Though China has announced its 2020 commitment that 15 percent of its electricity will come from renewable alternatives, a number that is up from seven percent this year, roughly 70 percent will still come from the 3.5 billion to 4.5 billion tons of coal it is expected to consume annually in the same time frame.
And China’s oil and gas consumption is also climbing rapidly. That’s why here in North America, China is joining India and Korea on a fossil fuel buying spree. China and Korea have big stakes in oil production from Canada’s tar sands, where they have joined American, European, and Canadian companies in spending $15 billion annually. The Wall Street Journal last week reported that Coal India Ltd., a state-controlled entity, is talking to Peabody Energy and Massey Energy Company to buy American mines.
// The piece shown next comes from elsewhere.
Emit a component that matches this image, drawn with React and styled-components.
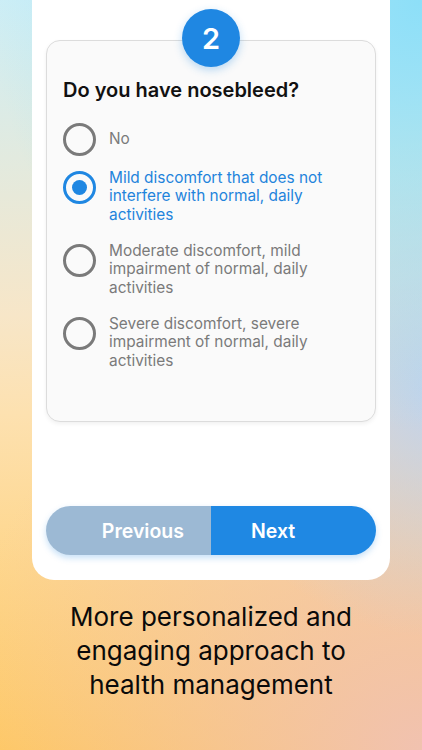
import React from "react";
import styled, { createGlobalStyle } from "styled-components";

const options = [
  "No",
  "Mild discomfort that does not interfere with normal, daily activities",
  "Moderate discomfort, mild impairment of normal, daily activities",
  "Severe discomfort, severe impairment of normal, daily activities",
];

export default function App() {
  const selected = 1;
  return (
    <>
      <GlobalStyle />
      <Page>
        <Phone>
          <QuestionCard>
            <Badge>2</Badge>
            <Question>Do you have nosebleed?</Question>
            <OptionList>
              {options.map((text, index) => (
                <Option key={index}>
                  <Radio $active={index === selected} />
                  <OptionText $active={index === selected}>{text}</OptionText>
                </Option>
              ))}
            </OptionList>
          </QuestionCard>
          <ButtonBar>
            <NavButton $primary={false}>Previous</NavButton>
            <NavButton $primary>Next</NavButton>
          </ButtonBar>
        </Phone>
        <Caption>
          More personalized and
          <br />
          engaging approach to
          <br />
          health management
        </Caption>
      </Page>
    </>
  );
}

const GlobalStyle = createGlobalStyle`
  * { box-sizing: border-box; }
  html, body {
    margin: 0;
    padding: 0;
    font-family: Inter, "Noto Sans", sans-serif;
  }
`;

const Page = styled.div`
  width: 422px;
  height: 750px;
  overflow: hidden;
  display: flex;
  flex-direction: column;
  align-items: center;
  background:
    radial-gradient(circle at 100% 0%, #8ddff8 0%, rgba(141, 223, 248, 0) 50%),
    radial-gradient(circle at 105% 52%, #bfd3ee 0%, rgba(191, 211, 238, 0) 42%),
    radial-gradient(circle at 100% 100%, #f1c2b0 0%, rgba(241, 194, 176, 0) 55%),
    linear-gradient(to bottom, #cdeef6 0%, #f7e6c8 42%, #fde1b0 55%, #ffc960 100%);
`;

const Phone = styled.div`
  width: 358px;
  height: 580px;
  background: #ffffff;
  border-radius: 0 0 22px 22px;
  padding: 40px 14px 25px;
  display: flex;
  flex-direction: column;
`;

const QuestionCard = styled.div`
  position: relative;
  height: 382px;
  background: #fafafa;
  border: 1px solid #dcdcdc;
  border-radius: 14px;
  box-shadow: 0 2px 4px rgba(0, 0, 0, 0.06);
  padding: 37px 16px 0;
`;

const Badge = styled.div`
  position: absolute;
  top: -32px;
  left: 50%;
  transform: translateX(-50%);
  width: 58px;
  height: 58px;
  border-radius: 50%;
  background: #1f87e2;
  box-shadow: 0 3px 8px rgba(31, 135, 226, 0.3);
  color: #ffffff;
  font-size: 29px;
  font-weight: 600;
  display: flex;
  align-items: center;
  justify-content: center;
`;

const Question = styled.div`
  font-size: 20px;
  line-height: 24px;
  font-weight: 600;
  color: #111111;
`;

const OptionList = styled.div`
  margin-top: 19px;
  display: flex;
  flex-direction: column;
  gap: 17.5px;
`;

const Option = styled.div`
  display: flex;
  align-items: flex-start;
  gap: 13px;
  &:first-child {
    margin-bottom: -7px;
  }
`;

const Radio = styled.div`
  flex: none;
  width: 33px;
  height: 33px;
  margin-top: 2px;
  border-radius: 50%;
  border: 3px solid ${(p) => (p.$active ? "#1f87e2" : "#7a7a7a")};
  display: flex;
  align-items: center;
  justify-content: center;
  &::after {
    content: "";
    display: ${(p) => (p.$active ? "block" : "none")};
    width: 15px;
    height: 15px;
    border-radius: 50%;
    background: #1f87e2;
  }
`;

const OptionText = styled.div`
  min-height: 37px;
  display: flex;
  align-items: center;
  font-size: 15.4px;
  line-height: 18.5px;
  color: ${(p) => (p.$active ? "#1f84dc" : "#7a7a7a")};
  padding-right: 16px;
`;

const ButtonBar = styled.div`
  margin-top: auto;
  display: flex;
  height: 49px;
  border-radius: 25px;
  overflow: hidden;
  box-shadow: 0 3px 6px rgba(31, 135, 226, 0.25);
`;

const NavButton = styled.div`
  flex: none;
  width: 50%;
  display: flex;
  align-items: center;
  justify-content: ${(p) => (p.$primary ? "flex-start" : "flex-end")};
  padding: ${(p) => (p.$primary ? "0 0 0 40px" : "0 27px 0 0")};
  background: ${(p) => (p.$primary ? "#1f88e3" : "#9cb9d4")};
  color: #ffffff;
  font-size: 19.5px;
  font-weight: 600;
`;

const Caption = styled.div`
  margin-top: 20px;
  text-align: center;
  font-size: 26px;
  line-height: 34px;
  font-weight: 400;
  color: #0a0a0a;
`;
Grist last week reported that “Reliance Industries of India bought a $3.4 billion stake in three U.S. shale gas companies earlier this year. In March, India’s Essar Group acquired Trinity Coal for $600 million; the company has active mines in Kentucky and West Virginia.
Grist also noted that the China National Offshore Oil Corporation Ltd. agreed in October to pay up to $2.16 billion for a 33.3 percent stake in Oklahoma-based Chesapeake Energy’s interest in the Eagle Ford deep shale natural gas play. Chesapeake’s chairman, Aubrey McClendon, is an important contributor to Oklahoma Republican Senator James Inhofe, one of Capitol Hill’s most ardent opponents of climate action.
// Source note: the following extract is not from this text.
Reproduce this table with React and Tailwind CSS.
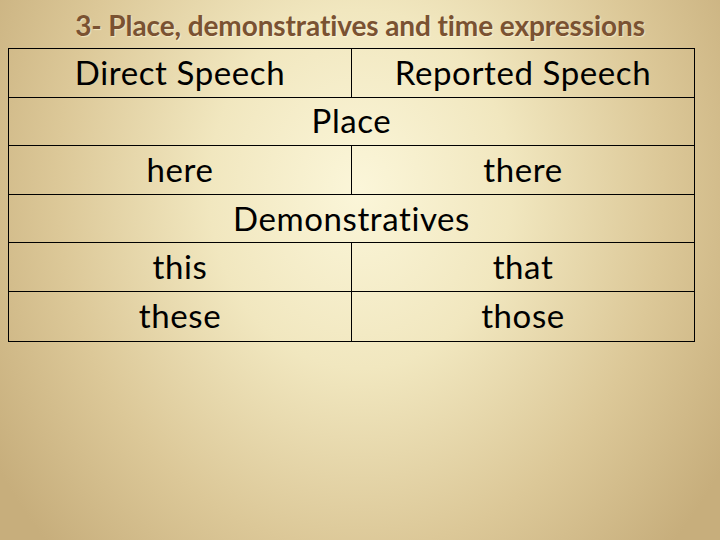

In short, the Cancun climate summit reflects two opposing theaters of action. In one, climate negotiators are getting tangled-up in the soft lines of national distrust and diplomatic nuance. In the other, their governments and domestic energy companies are busier than ever drilling, mining, processing, and producing the dirty power that perpetuates the fossil fuel era.
Somehow, climate advocates have to find a way to help the negotiators find a path to agreement, while convincing the world of the emergency the fossil fuel industry is determined to make worse.